## [INSTRUCTIONS TO FOLLOW]
Go through the records and extract every line with the word "screenshot".

## [AVAILABLE DATA]

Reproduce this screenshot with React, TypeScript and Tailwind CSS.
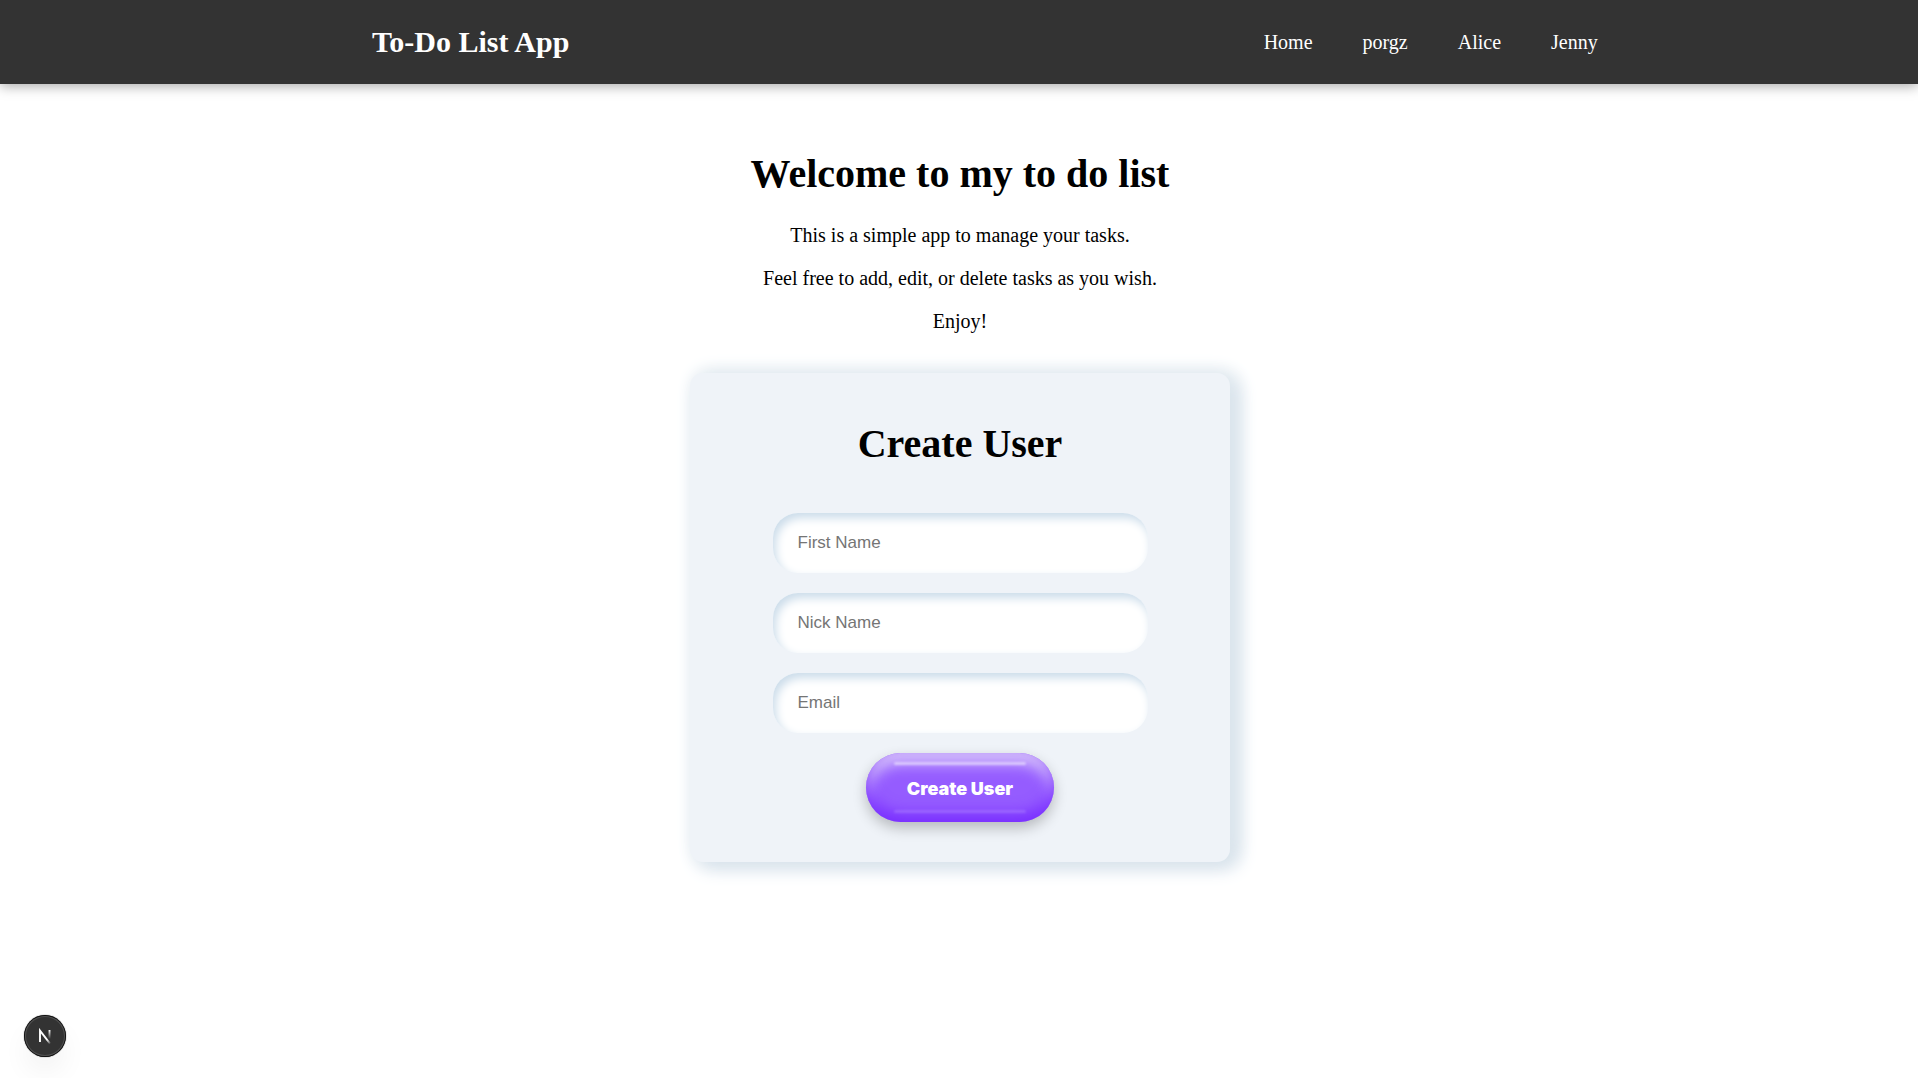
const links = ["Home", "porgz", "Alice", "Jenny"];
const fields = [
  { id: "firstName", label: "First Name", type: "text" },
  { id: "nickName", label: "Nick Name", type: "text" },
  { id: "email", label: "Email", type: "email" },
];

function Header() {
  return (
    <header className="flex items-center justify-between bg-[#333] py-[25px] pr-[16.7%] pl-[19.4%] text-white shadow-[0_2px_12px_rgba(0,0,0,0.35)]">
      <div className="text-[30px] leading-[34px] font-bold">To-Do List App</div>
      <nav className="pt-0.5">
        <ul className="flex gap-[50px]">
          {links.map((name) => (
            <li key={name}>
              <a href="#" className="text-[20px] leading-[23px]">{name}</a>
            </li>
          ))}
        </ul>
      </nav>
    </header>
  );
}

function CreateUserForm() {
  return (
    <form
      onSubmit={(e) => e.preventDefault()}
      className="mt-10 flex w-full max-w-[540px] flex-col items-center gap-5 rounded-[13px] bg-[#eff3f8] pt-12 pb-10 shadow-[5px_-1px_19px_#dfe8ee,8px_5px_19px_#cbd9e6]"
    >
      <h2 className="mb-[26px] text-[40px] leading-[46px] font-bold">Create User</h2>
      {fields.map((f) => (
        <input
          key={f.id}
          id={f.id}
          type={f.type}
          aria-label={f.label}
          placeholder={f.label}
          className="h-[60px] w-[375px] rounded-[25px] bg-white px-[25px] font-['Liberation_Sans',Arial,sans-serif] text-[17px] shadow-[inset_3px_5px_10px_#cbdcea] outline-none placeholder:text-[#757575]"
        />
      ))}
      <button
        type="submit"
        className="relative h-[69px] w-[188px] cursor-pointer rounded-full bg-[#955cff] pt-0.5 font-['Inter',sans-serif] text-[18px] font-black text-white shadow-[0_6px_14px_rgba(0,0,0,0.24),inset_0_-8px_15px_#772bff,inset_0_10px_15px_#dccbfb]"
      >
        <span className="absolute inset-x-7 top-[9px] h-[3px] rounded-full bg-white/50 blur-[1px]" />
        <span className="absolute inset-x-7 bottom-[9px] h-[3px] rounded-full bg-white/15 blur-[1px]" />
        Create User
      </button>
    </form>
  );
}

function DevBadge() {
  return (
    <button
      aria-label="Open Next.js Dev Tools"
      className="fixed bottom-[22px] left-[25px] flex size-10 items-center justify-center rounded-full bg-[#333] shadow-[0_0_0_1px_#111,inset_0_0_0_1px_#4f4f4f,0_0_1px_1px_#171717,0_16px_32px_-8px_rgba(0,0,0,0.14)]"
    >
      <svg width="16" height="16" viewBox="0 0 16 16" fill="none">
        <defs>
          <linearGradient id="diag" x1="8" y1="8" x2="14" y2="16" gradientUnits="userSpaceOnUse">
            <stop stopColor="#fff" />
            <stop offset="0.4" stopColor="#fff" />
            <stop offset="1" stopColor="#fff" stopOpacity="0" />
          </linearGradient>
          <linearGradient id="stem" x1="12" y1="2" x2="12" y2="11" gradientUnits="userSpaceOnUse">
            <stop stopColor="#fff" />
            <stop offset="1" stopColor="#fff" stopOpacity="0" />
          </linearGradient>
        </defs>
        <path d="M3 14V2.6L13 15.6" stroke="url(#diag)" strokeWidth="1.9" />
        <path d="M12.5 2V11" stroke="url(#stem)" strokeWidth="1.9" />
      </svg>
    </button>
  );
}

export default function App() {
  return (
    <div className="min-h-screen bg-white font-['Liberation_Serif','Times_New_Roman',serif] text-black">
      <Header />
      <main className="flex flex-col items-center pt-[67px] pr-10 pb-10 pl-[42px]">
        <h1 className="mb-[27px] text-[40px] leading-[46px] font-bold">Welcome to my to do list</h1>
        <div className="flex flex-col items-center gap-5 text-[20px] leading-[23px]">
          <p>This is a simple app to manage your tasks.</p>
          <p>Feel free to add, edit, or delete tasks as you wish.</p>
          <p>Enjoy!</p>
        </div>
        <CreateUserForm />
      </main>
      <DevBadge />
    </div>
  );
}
...
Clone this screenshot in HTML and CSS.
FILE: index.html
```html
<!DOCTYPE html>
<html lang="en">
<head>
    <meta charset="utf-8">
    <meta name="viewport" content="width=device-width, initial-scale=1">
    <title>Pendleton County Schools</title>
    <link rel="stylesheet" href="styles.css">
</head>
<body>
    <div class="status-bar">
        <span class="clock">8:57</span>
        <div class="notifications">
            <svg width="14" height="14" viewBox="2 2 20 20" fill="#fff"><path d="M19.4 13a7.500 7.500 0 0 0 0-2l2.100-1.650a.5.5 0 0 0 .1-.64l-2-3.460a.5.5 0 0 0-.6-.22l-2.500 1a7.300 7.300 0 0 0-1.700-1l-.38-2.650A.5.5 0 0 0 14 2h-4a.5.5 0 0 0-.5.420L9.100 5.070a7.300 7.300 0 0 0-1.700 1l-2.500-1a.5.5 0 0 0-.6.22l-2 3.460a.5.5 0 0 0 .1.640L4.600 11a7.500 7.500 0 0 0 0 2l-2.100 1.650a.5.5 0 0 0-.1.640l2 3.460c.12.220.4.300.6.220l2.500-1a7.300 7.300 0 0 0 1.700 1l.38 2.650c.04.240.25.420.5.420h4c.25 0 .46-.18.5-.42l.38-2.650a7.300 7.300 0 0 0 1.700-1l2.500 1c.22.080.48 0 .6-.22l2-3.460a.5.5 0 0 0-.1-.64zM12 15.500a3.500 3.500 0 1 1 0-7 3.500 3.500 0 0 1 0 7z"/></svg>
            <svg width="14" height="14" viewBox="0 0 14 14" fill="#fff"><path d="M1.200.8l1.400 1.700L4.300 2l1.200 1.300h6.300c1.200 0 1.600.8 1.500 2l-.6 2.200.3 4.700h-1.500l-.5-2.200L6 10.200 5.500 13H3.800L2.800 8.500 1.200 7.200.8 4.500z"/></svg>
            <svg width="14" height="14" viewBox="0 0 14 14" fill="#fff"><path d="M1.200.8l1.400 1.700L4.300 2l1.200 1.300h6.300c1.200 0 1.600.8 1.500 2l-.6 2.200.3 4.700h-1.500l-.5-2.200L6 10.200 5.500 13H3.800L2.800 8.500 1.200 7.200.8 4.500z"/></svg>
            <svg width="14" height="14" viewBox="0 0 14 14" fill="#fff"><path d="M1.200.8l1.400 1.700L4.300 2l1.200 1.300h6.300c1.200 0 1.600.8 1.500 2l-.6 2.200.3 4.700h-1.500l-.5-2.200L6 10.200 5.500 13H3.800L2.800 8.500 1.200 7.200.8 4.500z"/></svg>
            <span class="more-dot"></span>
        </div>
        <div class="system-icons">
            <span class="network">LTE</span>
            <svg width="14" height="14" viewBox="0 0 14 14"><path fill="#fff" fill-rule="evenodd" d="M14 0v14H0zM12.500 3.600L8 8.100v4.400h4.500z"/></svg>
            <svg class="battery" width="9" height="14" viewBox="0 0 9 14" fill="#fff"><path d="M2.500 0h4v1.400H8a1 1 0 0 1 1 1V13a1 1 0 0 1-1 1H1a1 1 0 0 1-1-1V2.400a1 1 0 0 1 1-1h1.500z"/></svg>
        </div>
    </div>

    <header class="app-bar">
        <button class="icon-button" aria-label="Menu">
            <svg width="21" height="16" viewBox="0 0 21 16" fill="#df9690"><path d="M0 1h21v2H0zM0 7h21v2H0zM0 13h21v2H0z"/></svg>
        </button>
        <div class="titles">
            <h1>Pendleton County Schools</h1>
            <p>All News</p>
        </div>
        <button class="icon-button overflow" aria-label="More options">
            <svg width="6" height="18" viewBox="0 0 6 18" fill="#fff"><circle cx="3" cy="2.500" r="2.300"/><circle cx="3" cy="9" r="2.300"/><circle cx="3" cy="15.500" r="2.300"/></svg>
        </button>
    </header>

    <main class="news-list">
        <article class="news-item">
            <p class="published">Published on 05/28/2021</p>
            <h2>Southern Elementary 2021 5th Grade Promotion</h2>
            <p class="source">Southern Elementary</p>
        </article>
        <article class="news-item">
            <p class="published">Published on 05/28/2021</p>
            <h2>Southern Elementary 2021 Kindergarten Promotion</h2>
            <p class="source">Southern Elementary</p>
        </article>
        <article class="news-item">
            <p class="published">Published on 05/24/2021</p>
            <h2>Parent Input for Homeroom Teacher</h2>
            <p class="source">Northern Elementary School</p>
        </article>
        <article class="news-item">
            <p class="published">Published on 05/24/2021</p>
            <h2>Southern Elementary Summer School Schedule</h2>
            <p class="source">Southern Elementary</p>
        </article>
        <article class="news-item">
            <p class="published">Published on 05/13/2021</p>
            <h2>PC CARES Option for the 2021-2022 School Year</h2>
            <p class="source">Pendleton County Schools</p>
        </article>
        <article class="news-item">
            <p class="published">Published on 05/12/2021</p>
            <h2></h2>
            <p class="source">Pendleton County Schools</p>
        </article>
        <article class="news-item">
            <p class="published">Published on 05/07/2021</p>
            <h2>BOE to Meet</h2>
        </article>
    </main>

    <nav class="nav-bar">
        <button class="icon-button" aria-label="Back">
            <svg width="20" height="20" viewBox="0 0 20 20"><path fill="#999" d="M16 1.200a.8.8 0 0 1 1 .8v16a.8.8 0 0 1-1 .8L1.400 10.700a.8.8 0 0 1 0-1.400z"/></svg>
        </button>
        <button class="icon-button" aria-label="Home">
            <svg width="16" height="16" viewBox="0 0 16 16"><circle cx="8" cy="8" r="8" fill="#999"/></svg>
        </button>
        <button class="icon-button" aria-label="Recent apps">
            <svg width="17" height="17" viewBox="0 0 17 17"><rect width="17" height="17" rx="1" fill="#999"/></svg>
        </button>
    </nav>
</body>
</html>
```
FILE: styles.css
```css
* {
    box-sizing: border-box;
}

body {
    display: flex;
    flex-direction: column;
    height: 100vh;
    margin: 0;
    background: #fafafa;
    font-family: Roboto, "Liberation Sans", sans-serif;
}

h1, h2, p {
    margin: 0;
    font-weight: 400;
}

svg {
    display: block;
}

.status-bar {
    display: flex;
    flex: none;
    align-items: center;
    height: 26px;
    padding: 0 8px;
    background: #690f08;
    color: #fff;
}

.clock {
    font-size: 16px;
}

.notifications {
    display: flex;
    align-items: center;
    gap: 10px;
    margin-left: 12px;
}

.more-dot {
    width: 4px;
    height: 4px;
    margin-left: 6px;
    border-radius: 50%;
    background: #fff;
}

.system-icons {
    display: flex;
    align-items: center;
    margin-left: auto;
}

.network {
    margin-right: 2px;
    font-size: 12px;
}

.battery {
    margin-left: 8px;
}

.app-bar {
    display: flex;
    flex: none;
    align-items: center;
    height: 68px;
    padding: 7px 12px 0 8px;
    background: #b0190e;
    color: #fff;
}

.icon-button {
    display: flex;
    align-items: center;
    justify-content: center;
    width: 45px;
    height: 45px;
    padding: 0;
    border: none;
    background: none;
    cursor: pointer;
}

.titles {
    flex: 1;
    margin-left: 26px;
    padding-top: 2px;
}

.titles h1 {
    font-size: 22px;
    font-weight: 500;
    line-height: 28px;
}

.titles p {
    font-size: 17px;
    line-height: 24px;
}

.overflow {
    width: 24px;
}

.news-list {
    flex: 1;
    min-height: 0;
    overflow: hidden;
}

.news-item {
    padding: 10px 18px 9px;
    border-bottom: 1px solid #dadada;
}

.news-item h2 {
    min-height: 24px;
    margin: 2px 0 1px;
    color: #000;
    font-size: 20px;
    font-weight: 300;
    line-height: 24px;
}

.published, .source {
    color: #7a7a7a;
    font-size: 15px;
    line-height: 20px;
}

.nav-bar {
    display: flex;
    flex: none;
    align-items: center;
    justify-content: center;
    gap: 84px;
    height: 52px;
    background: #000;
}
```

## [ANSWER IN FULL]
Reproduce this screenshot with React, TypeScript and Tailwind CSS.
Clone this screenshot in HTML and CSS.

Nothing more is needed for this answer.